Il tempo era strano, lì. Sileno sapeva già che il tempo si allunga e rallenta — la sofferenza del nervo esposto, sulla poltrona del dentista; il dolore dei calcoli renali, nella sala d'attesa di un ospedale — il tempo poteva rallentare, all'apparenza non muoversi affatto, mentre le lancette di un oltraggiato orologio biologico rimanevano ferme per lo choc. Ma il tempo si era mosso, allora. Il canale radicolare era perfetto. L'ultramorfina finalmente arrivava, agiva. Ma qui l'aria stessa è immobile per l'assenza di tempo. Il dolore è l'increspatura e la spuma di un'onda che non si frange.

Sileno urla, di furia e di dolore. E si contorce sulla spina.

— Maledetto! — riesce a dire finalmente. — Maledetto bastardo figlio di puttana. — Le parole sono resti di una vita differente, manufatti del sogno vissuto prima della realtà dell'albero. Sileno ricorda appena quella vita, come ricorda appena quando lo Shrike l'ha portato lì, l'ha impalato lì, l'ha lasciato lì.

— Oddiooo! — urla. Afferra a due mani la spina, cerca di spostarsi in su per dare sollievo al peso del corpo che si aggiunge incommensurabile al dolore sconfinato.
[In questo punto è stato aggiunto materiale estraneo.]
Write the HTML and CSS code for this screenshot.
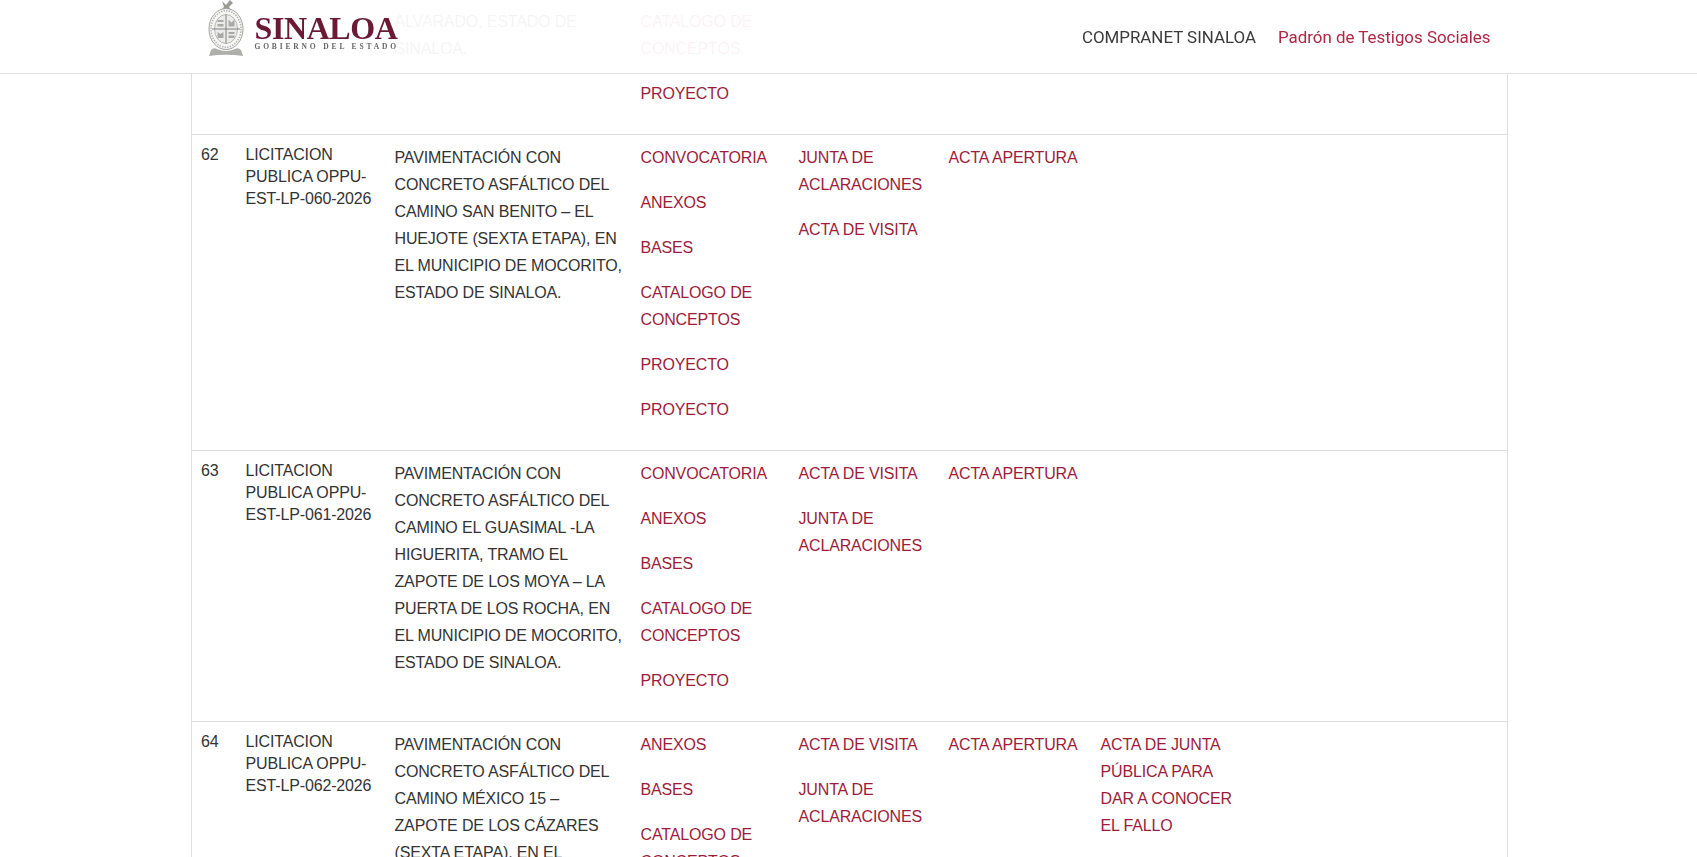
FILE: index.html
```html
<!DOCTYPE html>
<html lang="es">
<head>
  <meta charset="UTF-8">
  <title>Padrón de Testigos Sociales</title>
  <link rel="stylesheet" href="styles.css">
</head>
<body>

  <header class="topbar">
    <div class="topbar-inner">
      <a class="brand" href="#">
        <svg class="seal" viewBox="0 0 36 57" width="36" height="57" aria-hidden="true">
          <path d="M14 1 L18 5 L22 0 L25 3 L21 7 L23 10 L13 10 L16 7 Z" fill="#9a9a97"/>
          <ellipse cx="18" cy="29" rx="17" ry="20.5" fill="#f6f6f4" stroke="#a2a29f" stroke-width="1"/>
          <ellipse cx="18" cy="29" rx="15" ry="18.2" fill="none" stroke="#b5b5b2" stroke-width="1.6" stroke-dasharray="1.4 1.2"/>
          <ellipse cx="18" cy="29" rx="11.5" ry="14.5" fill="#ececea" stroke="#a8a8a5" stroke-width="0.8"/>
          <path d="M18 14.5 V43.5 M4 29 H32" stroke="#77777a" stroke-width="0.9"/>
          <path d="M9.5 20 h6 v2 h-6 z M9.5 24 h6 v2.5 h-6 z M20.5 19.5 l3 3 l3 -3 v7 h-6 z M9.5 32 l3 2 l3 -2 v6 h-6 z M20.5 32 h6 v2 h-6 z M20.5 35.5 h6 v2.5 h-6 z" fill="#a9a9a6"/>
          <path d="M1 56 L3 50 Q6 47 9 49 Q18 53 27 49 Q30 47 33 50 L35 56 Q18 53.5 1 56 Z" fill="#aeaeab"/>
        </svg>
        <span class="brand-text">
          <span class="brand-name">SINALOA</span>
          <span class="brand-sub">GOBIERNO DEL ESTADO</span>
        </span>
      </a>
      <nav class="topnav">
        <a class="topnav-link" href="#">COMPRANET SINALOA</a>
        <a class="topnav-link topnav-active" href="#">Padrón de Testigos Sociales</a>
      </nav>
    </div>
  </header>

  <main class="content">
    <table class="lic-table">
      <colgroup>
        <col class="c-num"><col class="c-tipo"><col class="c-desc"><col class="c-docs"><col class="c-junta"><col class="c-acta"><col class="c-fallo"><col>
      </colgroup>
      <tbody>
        <tr class="row-partial">
          <td></td>
          <td></td>
          <td class="desc"><p>ALVARADO, ESTADO DE SINALOA.</p></td>
          <td>
            <p><a href="#">CATALOGO DE CONCEPTOS</a></p>
            <p><a href="#">PROYECTO</a></p>
          </td>
          <td></td><td></td><td></td><td></td>
        </tr>
        <tr>
          <td>62</td>
          <td>LICITACION PUBLICA OPPU-EST-LP-060-2026</td>
          <td class="desc"><p>PAVIMENTACIÓN CON CONCRETO ASFÁLTICO DEL CAMINO SAN BENITO – EL HUEJOTE (SEXTA ETAPA), EN EL MUNICIPIO DE MOCORITO, ESTADO DE SINALOA.</p></td>
          <td>
            <p><a href="#">CONVOCATORIA</a></p>
            <p><a href="#">ANEXOS</a></p>
            <p><a href="#">BASES</a></p>
            <p><a href="#">CATALOGO DE CONCEPTOS</a></p>
            <p><a href="#">PROYECTO</a></p>
            <p><a href="#">PROYECTO</a></p>
          </td>
          <td>
            <p><a href="#">JUNTA DE ACLARACIONES</a></p>
            <p><a href="#">ACTA DE VISITA</a></p>
          </td>
          <td><p><a href="#">ACTA APERTURA</a></p></td>
          <td></td><td></td>
        </tr>
        <tr>
          <td>63</td>
          <td>LICITACION PUBLICA OPPU-EST-LP-061-2026</td>
          <td class="desc"><p>PAVIMENTACIÓN CON CONCRETO ASFÁLTICO DEL CAMINO EL GUASIMAL -LA HIGUERITA, TRAMO EL ZAPOTE DE LOS MOYA – LA PUERTA DE LOS ROCHA, EN EL MUNICIPIO DE MOCORITO, ESTADO DE SINALOA.</p></td>
          <td>
            <p><a href="#">CONVOCATORIA</a></p>
            <p><a href="#">ANEXOS</a></p>
            <p><a href="#">BASES</a></p>
            <p><a href="#">CATALOGO DE CONCEPTOS</a></p>
            <p><a href="#">PROYECTO</a></p>
          </td>
          <td>
            <p><a href="#">ACTA DE VISITA</a></p>
            <p><a href="#">JUNTA DE ACLARACIONES</a></p>
          </td>
          <td><p><a href="#">ACTA APERTURA</a></p></td>
          <td></td><td></td>
        </tr>
        <tr>
          <td>64</td>
          <td>LICITACION PUBLICA OPPU-EST-LP-062-2026</td>
          <td class="desc"><p>PAVIMENTACIÓN CON CONCRETO ASFÁLTICO DEL CAMINO MÉXICO 15 – ZAPOTE DE LOS CÁZARES (SEXTA ETAPA), EN EL MUNICIPIO DE MOCORITO, ESTADO DE SINALOA.</p></td>
          <td>
            <p><a href="#">ANEXOS</a></p>
            <p><a href="#">BASES</a></p>
            <p><a href="#">CATALOGO DE CONCEPTOS</a></p>
            <p><a href="#">PROYECTO</a></p>
          </td>
          <td>
            <p><a href="#">ACTA DE VISITA</a></p>
            <p><a href="#">JUNTA DE ACLARACIONES</a></p>
          </td>
          <td><p><a href="#">ACTA APERTURA</a></p></td>
          <td><p><a href="#">ACTA DE JUNTA PÚBLICA PARA DAR A CONOCER EL FALLO</a></p></td>
          <td></td>
        </tr>
      </tbody>
    </table>
  </main>

</body>
</html>
```

FILE: styles.css
```css
* { box-sizing: border-box; }

html, body {
  margin: 0;
  height: 857px;
  overflow: hidden;
}

body {
  background: #fff;
  color: #333;
  font-family: "Liberation Sans", Arial, sans-serif;
  font-size: 16px;
  line-height: 22px;
}

a {
  color: #9d1c3a;
  text-decoration: none;
}

/* barra fija, deja ver un poco el texto de abajo */
.topbar {
  position: fixed;
  top: 0;
  left: 0;
  right: 0;
  height: 74px;
  background: rgba(255,255,255,0.95);
  border-bottom: 1px solid #e2e2e2;
  z-index: 10;
}

.topbar-inner {
  width: 1316px;
  height: 73px;
  margin: 0 auto;
  display: flex;
  align-items: center;
  justify-content: space-between;
  padding: 0 16px 0 17px;
}

.brand {
  display: flex;
  align-items: flex-start;
  gap: 11px;
  height: 73px;
}

.seal {
  display: block;
}

.brand-text {
  display: flex;
  flex-direction: column;
  margin-top: 14px;
}

.brand-name {
  font-family: "Liberation Serif", serif;
  font-weight: bold;
  font-size: 32px;
  line-height: 28px;
  color: #6b1a35;
  letter-spacing: -0.4px;
}

.brand-sub {
  font-family: "Liberation Serif", serif;
  font-weight: bold;
  font-size: 7.5px;
  line-height: 10px;
  letter-spacing: 2.85px;
  color: #666;
  white-space: nowrap;
}

.topnav {
  display: flex;
  gap: 22px;
}

.topnav-link {
  font-family: Roboto, sans-serif;
  font-size: 16.9px;
  color: #3a3a3a;
}

.topnav-active {
  color: #ad2845;
}

.content {
  width: 1317px;
  margin: -71px 0 0 191px;
}

.lic-table {
  width: 100%;
  table-layout: fixed;
  border-collapse: collapse;
  border-left: 1px solid #dedede;
  border-right: 1px solid #dedede;
  letter-spacing: -0.15px;
}

.lic-table td {
  padding: 9px;
  vertical-align: top;
  border-bottom: 1px solid #dedede;
}

.lic-table td.desc {
  padding-right: 8px;
}

.lic-table p {
  margin: 0 0 18px;
  line-height: 27px;
}

.c-num { width: 45px; }
.c-tipo { width: 149px; }
.c-desc { width: 246px; }
.c-docs { width: 158px; }
.c-junta { width: 150px; }
.c-acta { width: 152px; }
.c-fallo { width: 150px; }

.row-partial td { padding-top: 79px; }
```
C'è un paesaggio, in basso. Può vederlo per miglia e miglia. È un impietrito diorama di cartapesta della Valle delle Tombe del Tempo e del deserto. Anche la città morta e le lontane montagne sono riprodotte in miniatura plastificata, sterile. Non importa. Per Martin Sileno ci sono solo l'albero e la sofferenza; e le due cose sono indivisibili. Sileno snuda i denti in un sorriso screpolato dal dolore. Quand'era bambino, sulla Vecchia Terra, lui e Amalfi Schwartz, il suo migliore amico, avevano visitato una comune di cristiani nella Riserva Nordamericana, avevano imparato la loro rozza teologia e in seguito avevano fatto molte battute ironiche sulla crocifissione. Il giovane Martin aveva allargato le braccia, incrociato le gambe, sollevato la testa e dichiarato: «Oddio, da qui vedo tutta la città». Amalfi era scoppiato a ridere.

Sileno urla.

Il tempo non passa veramente, ma dopo un poco la mente di Sileno torna a qualcosa che sembra l'osservazione lineare… qualcosa di diverso dalle oasi disperse di pura sofferenza, separate dal deserto di dolore ricevuto scioccamente… e in quella percezione lineare della propria sofferenza, Sileno comincia a imporre tempo su un luogo senza tempo.

Per prima cosa, le oscenità aggiungono chiarezza alla sofferenza. Urlare fa male, ma la rabbia chiarisce e chiarifica.

Poi, nelle pause esauste fra le urla o i puri spasmi di dolore, Sileno si concede pensiero. All'inizio si tratta semplicemente di un tentativo di mantenere sequenze, di recitare a mente le tabelline, qualsiasi cosa che separi la sofferenza di dieci secondi prima dalla sofferenza a venire. Sileno scopre che, nello sforzo di concentrarsi, la sofferenza diminuisce un poco: è sempre insopportabile, spinge sempre come fumo al vento ogni pensiero, ma diminuisce di una quantità imprecisabile.